Requirement: Retype only the lines below from the one with "and Tailwind CSS." to the one with "import React from 'react'", inclusive, skipping every image.
-------- Data shown --------
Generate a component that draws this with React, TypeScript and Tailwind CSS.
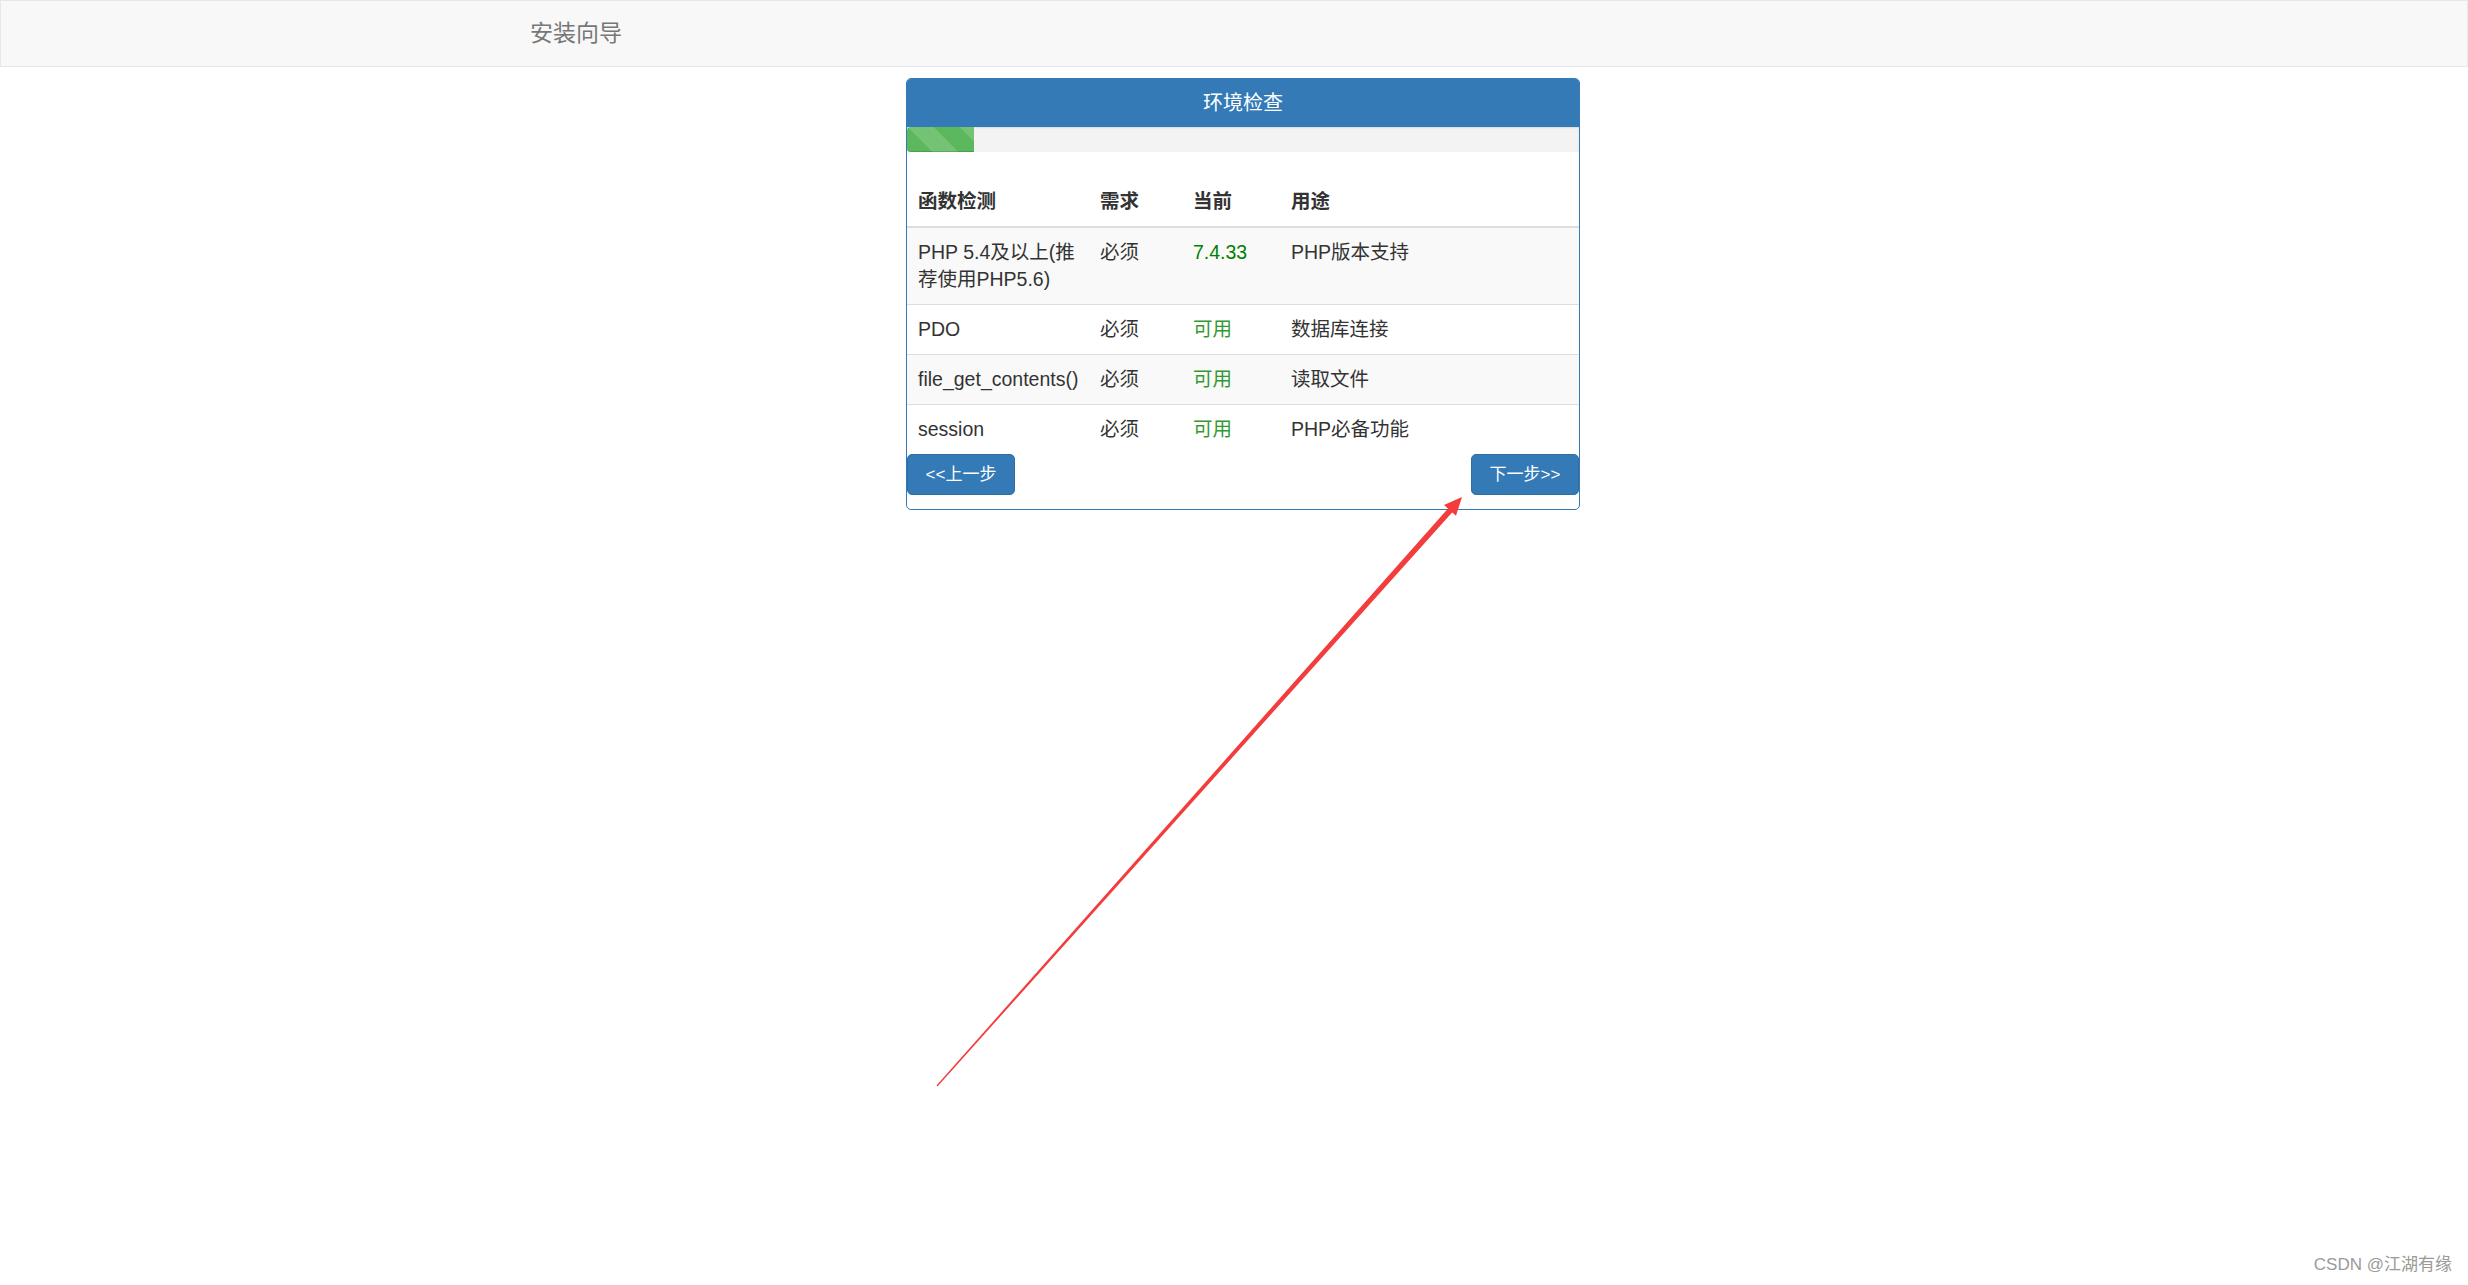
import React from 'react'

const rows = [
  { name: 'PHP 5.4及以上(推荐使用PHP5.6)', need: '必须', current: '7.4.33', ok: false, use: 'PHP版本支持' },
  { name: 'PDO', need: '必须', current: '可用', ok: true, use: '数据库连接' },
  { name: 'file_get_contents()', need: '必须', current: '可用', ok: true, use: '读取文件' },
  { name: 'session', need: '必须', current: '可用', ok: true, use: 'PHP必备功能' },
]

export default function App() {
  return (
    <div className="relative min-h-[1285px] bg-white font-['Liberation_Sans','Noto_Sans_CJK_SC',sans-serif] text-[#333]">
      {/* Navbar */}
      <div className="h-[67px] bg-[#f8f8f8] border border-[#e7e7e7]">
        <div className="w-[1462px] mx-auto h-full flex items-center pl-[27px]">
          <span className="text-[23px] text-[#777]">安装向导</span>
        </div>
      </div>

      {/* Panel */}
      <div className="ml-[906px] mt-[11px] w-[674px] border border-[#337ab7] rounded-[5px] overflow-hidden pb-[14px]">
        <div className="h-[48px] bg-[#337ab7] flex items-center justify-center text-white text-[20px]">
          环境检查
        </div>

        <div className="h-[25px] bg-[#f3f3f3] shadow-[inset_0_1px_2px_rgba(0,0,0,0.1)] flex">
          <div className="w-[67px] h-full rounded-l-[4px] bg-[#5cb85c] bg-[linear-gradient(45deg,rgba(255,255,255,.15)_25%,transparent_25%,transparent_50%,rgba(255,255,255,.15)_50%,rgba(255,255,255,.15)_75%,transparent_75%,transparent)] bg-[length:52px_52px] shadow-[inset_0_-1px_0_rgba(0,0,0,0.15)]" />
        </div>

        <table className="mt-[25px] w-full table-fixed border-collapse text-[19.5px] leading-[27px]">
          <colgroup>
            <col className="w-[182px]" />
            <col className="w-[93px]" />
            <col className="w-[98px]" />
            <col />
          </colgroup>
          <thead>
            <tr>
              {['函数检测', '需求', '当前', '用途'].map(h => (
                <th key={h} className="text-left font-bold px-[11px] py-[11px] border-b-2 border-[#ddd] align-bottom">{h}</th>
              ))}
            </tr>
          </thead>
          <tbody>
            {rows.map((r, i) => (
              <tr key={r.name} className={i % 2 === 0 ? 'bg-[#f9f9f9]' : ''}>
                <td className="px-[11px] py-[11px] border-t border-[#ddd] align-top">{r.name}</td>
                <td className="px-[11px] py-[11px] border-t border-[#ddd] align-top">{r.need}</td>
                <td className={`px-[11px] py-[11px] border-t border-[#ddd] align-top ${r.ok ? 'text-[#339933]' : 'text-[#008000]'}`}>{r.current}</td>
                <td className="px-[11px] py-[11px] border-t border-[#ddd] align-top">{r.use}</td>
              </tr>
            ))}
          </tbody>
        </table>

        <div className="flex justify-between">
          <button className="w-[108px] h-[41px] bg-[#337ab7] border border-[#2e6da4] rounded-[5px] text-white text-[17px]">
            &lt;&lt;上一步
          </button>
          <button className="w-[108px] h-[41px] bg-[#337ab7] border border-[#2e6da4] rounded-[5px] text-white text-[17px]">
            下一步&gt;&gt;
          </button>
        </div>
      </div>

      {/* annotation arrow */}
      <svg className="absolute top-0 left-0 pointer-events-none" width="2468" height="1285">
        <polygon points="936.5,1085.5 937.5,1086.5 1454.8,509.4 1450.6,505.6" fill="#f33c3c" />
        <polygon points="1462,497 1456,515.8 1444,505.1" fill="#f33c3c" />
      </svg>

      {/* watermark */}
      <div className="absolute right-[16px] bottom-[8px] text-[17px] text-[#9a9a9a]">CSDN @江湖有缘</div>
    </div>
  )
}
--------
-------- Data shown --------
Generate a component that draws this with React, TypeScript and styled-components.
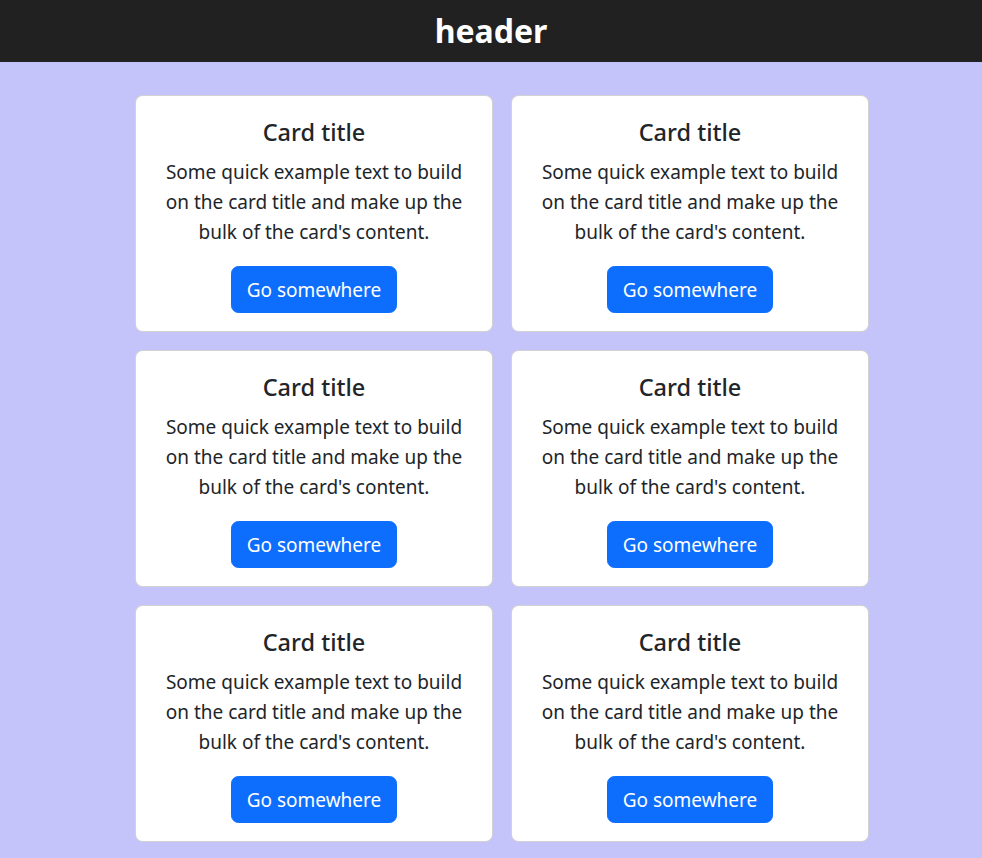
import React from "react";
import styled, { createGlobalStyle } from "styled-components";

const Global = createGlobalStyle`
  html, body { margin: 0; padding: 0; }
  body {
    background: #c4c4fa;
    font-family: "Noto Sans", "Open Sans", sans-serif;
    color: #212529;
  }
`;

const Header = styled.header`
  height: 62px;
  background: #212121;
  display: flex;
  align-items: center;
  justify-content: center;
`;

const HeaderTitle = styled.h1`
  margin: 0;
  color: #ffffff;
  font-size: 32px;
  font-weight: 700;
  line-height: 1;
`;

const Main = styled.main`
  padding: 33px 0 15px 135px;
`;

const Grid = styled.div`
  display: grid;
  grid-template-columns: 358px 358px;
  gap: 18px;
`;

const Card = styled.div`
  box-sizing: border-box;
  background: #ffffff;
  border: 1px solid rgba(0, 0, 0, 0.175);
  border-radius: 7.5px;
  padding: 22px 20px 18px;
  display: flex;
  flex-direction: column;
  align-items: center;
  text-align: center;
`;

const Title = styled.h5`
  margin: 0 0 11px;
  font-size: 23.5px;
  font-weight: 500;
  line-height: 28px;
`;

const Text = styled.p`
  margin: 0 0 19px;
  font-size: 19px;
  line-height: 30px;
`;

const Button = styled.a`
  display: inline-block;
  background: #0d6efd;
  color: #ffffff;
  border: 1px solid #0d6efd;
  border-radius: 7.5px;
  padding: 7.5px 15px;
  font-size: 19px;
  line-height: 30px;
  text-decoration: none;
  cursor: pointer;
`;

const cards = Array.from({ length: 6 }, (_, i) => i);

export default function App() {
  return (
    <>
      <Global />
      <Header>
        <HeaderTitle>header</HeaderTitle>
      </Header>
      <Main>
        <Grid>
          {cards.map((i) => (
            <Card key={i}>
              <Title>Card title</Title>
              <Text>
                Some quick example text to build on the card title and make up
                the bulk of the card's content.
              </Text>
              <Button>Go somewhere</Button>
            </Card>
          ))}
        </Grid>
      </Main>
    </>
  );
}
--------
-------- Data shown --------
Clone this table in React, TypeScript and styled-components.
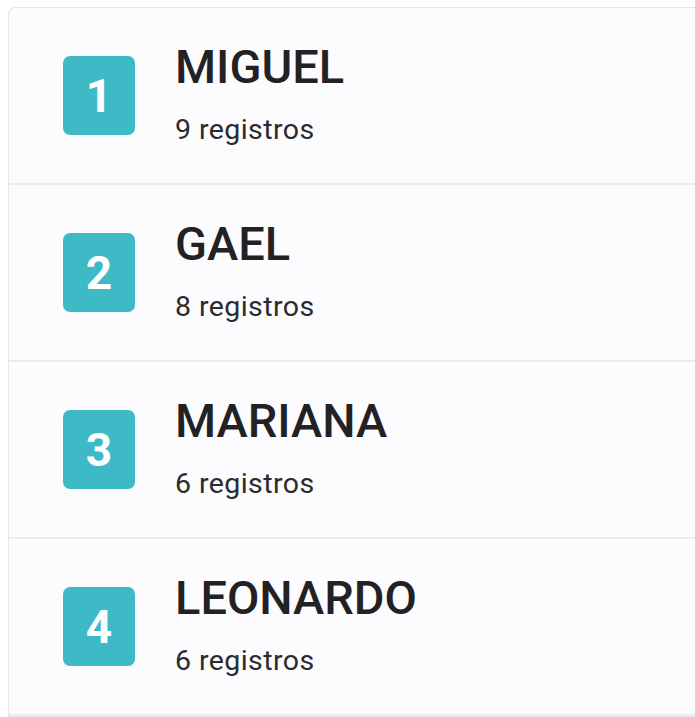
--------
Written reply:
Generate a component that draws this with React, TypeScript and Tailwind CSS.
import React from 'react'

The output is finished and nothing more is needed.